> _Exercise aim_: Transcribe the lines below verbatim, skipping the images.

> _Data section_:
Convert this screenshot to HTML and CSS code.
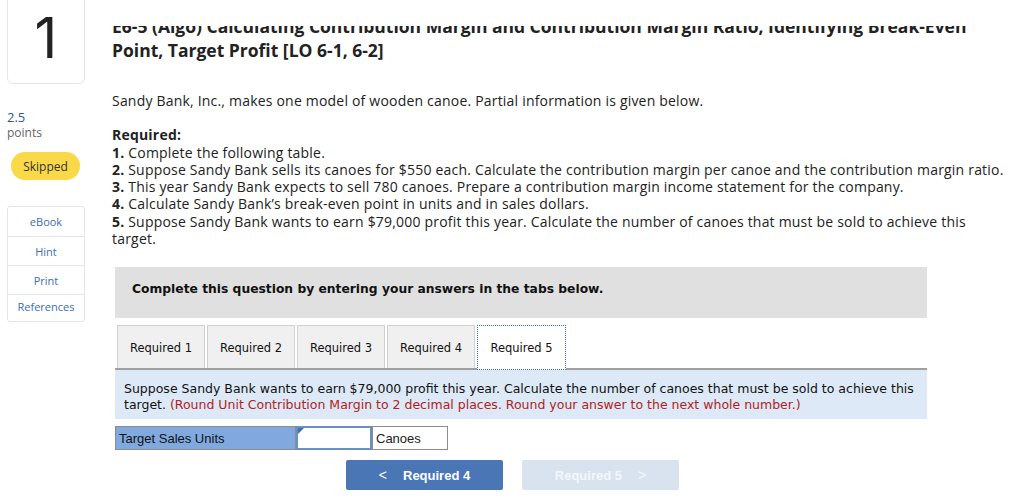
FILE: index.html
```html
<!DOCTYPE html>
<html>
<head>
<meta charset="utf-8">
<link rel="stylesheet" href="styles.css">
</head>
<body>
<div class="page">
  <aside class="side">
    <div class="qnum">1</div>
    <div class="pts">
      <div class="pts-val">2.5</div>
      <div class="pts-lbl">points</div>
    </div>
    <div class="skipped">Skipped</div>
    <ul class="links">
      <li>eBook</li>
      <li>Hint</li>
      <li>Print</li>
      <li>References</li>
    </ul>
  </aside>
  <main class="main">
    <div class="title-clip">
      <h1 class="title">E6-5 (Algo) Calculating Contribution Margin and Contribution Margin Ratio, Identifying Break-Even Point, Target Profit [LO 6-1, 6-2]</h1>
    </div>
    <p class="intro">Sandy Bank, Inc., makes one model of wooden canoe. Partial information is given below.</p>
    <div class="req">
      <div class="req-h">Required:</div>
      <div><b>1.</b> Complete the following table.</div>
      <div><b>2.</b> Suppose Sandy Bank sells its canoes for $550 each. Calculate the contribution margin per canoe and the contribution margin ratio.</div>
      <div><b>3.</b> This year Sandy Bank expects to sell 780 canoes. Prepare a contribution margin income statement for the company.</div>
      <div><b>4.</b> Calculate Sandy Bank’s break-even point in units and in sales dollars.</div>
      <div><b>5.</b> Suppose Sandy Bank wants to earn $79,000 profit this year. Calculate the number of canoes that must be sold to achieve this target.</div>
    </div>
    <div class="work">
      <div class="instr">Complete this question by entering your answers in the tabs below.</div>
      <div class="tabs">
        <div class="tab">Required 1</div>
        <div class="tab">Required 2</div>
        <div class="tab">Required 3</div>
        <div class="tab">Required 4</div>
        <div class="tab active">Required 5</div>
      </div>
      <div class="panel">Suppose Sandy Bank wants to earn $79,000 profit this year. Calculate the number of canoes that must be sold to achieve this target. <span class="hint">(Round Unit Contribution Margin to 2 decimal places. Round your answer to the next whole number.)</span></div>
      <div class="ans">
        <div class="cell lbl">Target Sales Units</div>
        <div class="cell inp"><span class="flag"></span></div>
        <div class="cell unit">Canoes</div>
      </div>
      <div class="nav">
        <div class="btn prev"><span class="chev">&lt;</span>Required 4</div>
        <div class="btn next">Required 5<span class="chev r">&gt;</span></div>
      </div>
    </div>
  </main>
</div>
</body>
</html>
```
FILE: styles.css
```css
* { box-sizing: border-box; }
html, body { margin: 0; padding: 0; background: #fff; overflow: hidden; }
body { font-family: "Open Sans", Lato, sans-serif; color: #222; }
.page { display: flex; height: 502px; }

.side { width: 112px; padding-left: 7px; flex: none; }
.qnum {
  width: 78px; height: 92px; margin-top: -8px;
  border: 1px solid #e6e6e6; border-radius: 6px;
  display: flex; align-items: center; justify-content: center;
  font-family: Inter, Lato, sans-serif; font-size: 56px; font-weight: 400; color: #222;
}
.pts { margin-top: 25px; }
.pts-val { font-size: 13px; color: #2b5797; line-height: 16px; }
.pts-lbl { font-size: 12px; color: #666; line-height: 16px; }
.skipped {
  margin: 11px 0 0 4px; width: 69px; height: 28px; border-radius: 14px;
  background: #f9d948; color: #333; font-size: 12px;
  display: flex; align-items: center; justify-content: center;
}
.links {
  list-style: none; margin: 26px 0 0; padding: 0; width: 78px;
  border: 1px solid #e6e6e6; border-radius: 3px;
}
.links li {
  font-size: 11px; color: #3d6db5; text-align: center;
  height: 29px; line-height: 29px; border-top: 1px solid #e6e6e6;
}
.links li:first-child { border-top: 0; }
.links li:last-child { height: 27px; line-height: 24px; }

.main { flex: 1; padding-right: 18px; }
.title-clip { margin-top: 26px; overflow: hidden; }
.title {
  margin: -12px 0 0; max-width: 870px; font-size: 17.5px; line-height: 24px; font-weight: 700; color: #222;
}
.intro { margin: 30px 0 0; font-size: 14px; letter-spacing: 0.2px; line-height: 17.3px; }
.req { margin-top: 17px; font-size: 14px; letter-spacing: 0.2px; line-height: 17.3px; }
.req-h { font-weight: 700; }

.work { margin: 20px 0 0 3px; width: 812px; font-family: "DejaVu Sans", Verdana, sans-serif; }
.instr {
  background: #e0e0e0; height: 51px; padding: 0 0 8px 17px;
  display: flex; align-items: center;
  font-size: 12.3px; font-weight: 700; color: #111;
}
.tabs {
  display: flex; gap: 2px; margin-top: 7px; padding-left: 2px;
  border-bottom: 2px solid #a0a0a0; height: 45px;
}
.tab {
  width: 88px; height: 43px; padding-top: 2px; background: #f0f0f0; border: 1px solid #d0d0d0; border-bottom: 0;
  font-size: 11.5px; color: #111; display: flex; align-items: center; justify-content: center;
}
.tab.active { background: #fff; border: 1px dotted #3a6fb5; width: 89px; height: 45px; padding-top: 0; margin-bottom: -2px; }
.panel {
  background: #dde9f6; padding: 11px 9px 6px; font-size: 12.5px; line-height: 16px; color: #111;
}
.hint { color: #b22222; }
.ans { display: flex; margin-top: 7px; height: 24px; font-family: "Liberation Sans", Arial, sans-serif; font-size: 13px; }
.cell { height: 24px; display: flex; align-items: center; padding-left: 3px; }
.lbl { width: 181px; background: #80aadf; border: 1px solid #8c8c8c; color: #111; }
.inp { width: 76px; background: #fff; border: 2px solid #6a8fc2; position: relative; }
.flag { position: absolute; left: 0; top: 0; width: 0; height: 0; border-top: 6px solid #3d6db5; border-right: 6px solid transparent; }
.unit { width: 76px; background: #fff; border: 1px solid #8c8c8c; }
.nav { display: flex; gap: 19px; margin-top: 10px; padding-left: 231px; font-family: "Liberation Sans", Arial, sans-serif; }
.btn {
  width: 157px; height: 30px; border-radius: 2px; color: #fff; font-size: 13px; font-weight: 700;
  display: flex; align-items: center; justify-content: center;
}
.prev { background: #4a76b6; }
.next { background: #d9e3ef; color: #f4f7fb; }
.chev { font-weight: 400; font-size: 14px; margin-right: 16px; }
.chev.r { margin: 0 0 0 16px; }
```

> _Finished task_:
Convert this screenshot to HTML and CSS code.
FILE: index.html
```html
<!DOCTYPE html>
<html>
<head>
<meta charset="utf-8">
<link rel="stylesheet" href="styles.css">
</head>
<body>
<div class="page">
  <aside class="side">
    <div class="qnum">1</div>
    <div class="pts">
      <div class="pts-val">2.5</div>
      <div class="pts-lbl">points</div>
    </div>
    <div class="skipped">Skipped</div>
    <ul class="links">
      <li>eBook</li>
      <li>Hint</li>
      <li>Print</li>
      <li>References</li>
    </ul>
  </aside>
  <main class="main">
    <div class="title-clip">
      <h1 class="title">E6-5 (Algo) Calculating Contribution Margin and Contribution Margin Ratio, Identifying Break-Even Point, Target Profit [LO 6-1, 6-2]</h1>
    </div>
    <p class="intro">Sandy Bank, Inc., makes one model of wooden canoe. Partial information is given below.</p>
    <div class="req">
      <div class="req-h">Required:</div>
      <div><b>1.</b> Complete the following table.</div>
      <div><b>2.</b> Suppose Sandy Bank sells its canoes for $550 each. Calculate the contribution margin per canoe and the contribution margin ratio.</div>
      <div><b>3.</b> This year Sandy Bank expects to sell 780 canoes. Prepare a contribution margin income statement for the company.</div>
      <div><b>4.</b> Calculate Sandy Bank’s break-even point in units and in sales dollars.</div>
      <div><b>5.</b> Suppose Sandy Bank wants to earn $79,000 profit this year. Calculate the number of canoes that must be sold to achieve this target.</div>
    </div>
    <div class="work">
      <div class="instr">Complete this question by entering your answers in the tabs below.</div>
      <div class="tabs">
        <div class="tab">Required 1</div>
        <div class="tab">Required 2</div>
        <div class="tab">Required 3</div>
        <div class="tab">Required 4</div>
        <div class="tab active">Required 5</div>
      </div>
      <div class="panel">Suppose Sandy Bank wants to earn $79,000 profit this year. Calculate the number of canoes that must be sold to achieve this target. <span class="hint">(Round Unit Contribution Margin to 2 decimal places. Round your answer to the next whole number.)</span></div>
      <div class="ans">
        <div class="cell lbl">Target Sales Units</div>
        <div class="cell inp"><span class="flag"></span></div>
        <div class="cell unit">Canoes</div>
      </div>
      <div class="nav">
        <div class="btn prev"><span class="chev">&lt;</span>Required 4</div>
        <div class="btn next">Required 5<span class="chev r">&gt;</span></div>
      </div>
    </div>
  </main>
</div>
</body>
</html>
```
FILE: styles.css
```css
* { box-sizing: border-box; }
html, body { margin: 0; padding: 0; background: #fff; overflow: hidden; }
body { font-family: "Open Sans", Lato, sans-serif; color: #222; }
.page { display: flex; height: 502px; }

.side { width: 112px; padding-left: 7px; flex: none; }
.qnum {
  width: 78px; height: 92px; margin-top: -8px;
  border: 1px solid #e6e6e6; border-radius: 6px;
  display: flex; align-items: center; justify-content: center;
  font-family: Inter, Lato, sans-serif; font-size: 56px; font-weight: 400; color: #222;
}
.pts { margin-top: 25px; }
.pts-val { font-size: 13px; color: #2b5797; line-height: 16px; }
.pts-lbl { font-size: 12px; color: #666; line-height: 16px; }
.skipped {
  margin: 11px 0 0 4px; width: 69px; height: 28px; border-radius: 14px;
  background: #f9d948; color: #333; font-size: 12px;
  display: flex; align-items: center; justify-content: center;
}
.links {
  list-style: none; margin: 26px 0 0; padding: 0; width: 78px;
  border: 1px solid #e6e6e6; border-radius: 3px;
}
.links li {
  font-size: 11px; color: #3d6db5; text-align: center;
  height: 29px; line-height: 29px; border-top: 1px solid #e6e6e6;
}
.links li:first-child { border-top: 0; }
.links li:last-child { height: 27px; line-height: 24px; }

.main { flex: 1; padding-right: 18px; }
.title-clip { margin-top: 26px; overflow: hidden; }
.title {
  margin: -12px 0 0; max-width: 870px; font-size: 17.5px; line-height: 24px; font-weight: 700; color: #222;
}
.intro { margin: 30px 0 0; font-size: 14px; letter-spacing: 0.2px; line-height: 17.3px; }
.req { margin-top: 17px; font-size: 14px; letter-spacing: 0.2px; line-height: 17.3px; }
.req-h { font-weight: 700; }

.work { margin: 20px 0 0 3px; width: 812px; font-family: "DejaVu Sans", Verdana, sans-serif; }
.instr {
  background: #e0e0e0; height: 51px; padding: 0 0 8px 17px;
  display: flex; align-items: center;
  font-size: 12.3px; font-weight: 700; color: #111;
}
.tabs {
  display: flex; gap: 2px; margin-top: 7px; padding-left: 2px;
  border-bottom: 2px solid #a0a0a0; height: 45px;
}
.tab {
  width: 88px; height: 43px; padding-top: 2px; background: #f0f0f0; border: 1px solid #d0d0d0; border-bottom: 0;
  font-size: 11.5px; color: #111; display: flex; align-items: center; justify-content: center;
}
.tab.active { background: #fff; border: 1px dotted #3a6fb5; width: 89px; height: 45px; padding-top: 0; margin-bottom: -2px; }
.panel {
  background: #dde9f6; padding: 11px 9px 6px; font-size: 12.5px; line-height: 16px; color: #111;
}
.hint { color: #b22222; }
.ans { display: flex; margin-top: 7px; height: 24px; font-family: "Liberation Sans", Arial, sans-serif; font-size: 13px; }
.cell { height: 24px; display: flex; align-items: center; padding-left: 3px; }
.lbl { width: 181px; background: #80aadf; border: 1px solid #8c8c8c; color: #111; }
.inp { width: 76px; background: #fff; border: 2px solid #6a8fc2; position: relative; }
.flag { position: absolute; left: 0; top: 0; width: 0; height: 0; border-top: 6px solid #3d6db5; border-right: 6px solid transparent; }
.unit { width: 76px; background: #fff; border: 1px solid #8c8c8c; }
.nav { display: flex; gap: 19px; margin-top: 10px; padding-left: 231px; font-family: "Liberation Sans", Arial, sans-serif; }
.btn {
  width: 157px; height: 30px; border-radius: 2px; color: #fff; font-size: 13px; font-weight: 700;
  display: flex; align-items: center; justify-content: center;
}
.prev { background: #4a76b6; }
.next { background: #d9e3ef; color: #f4f7fb; }
.chev { font-weight: 400; font-size: 14px; margin-right: 16px; }
.chev.r { margin: 0 0 0 16px; }
```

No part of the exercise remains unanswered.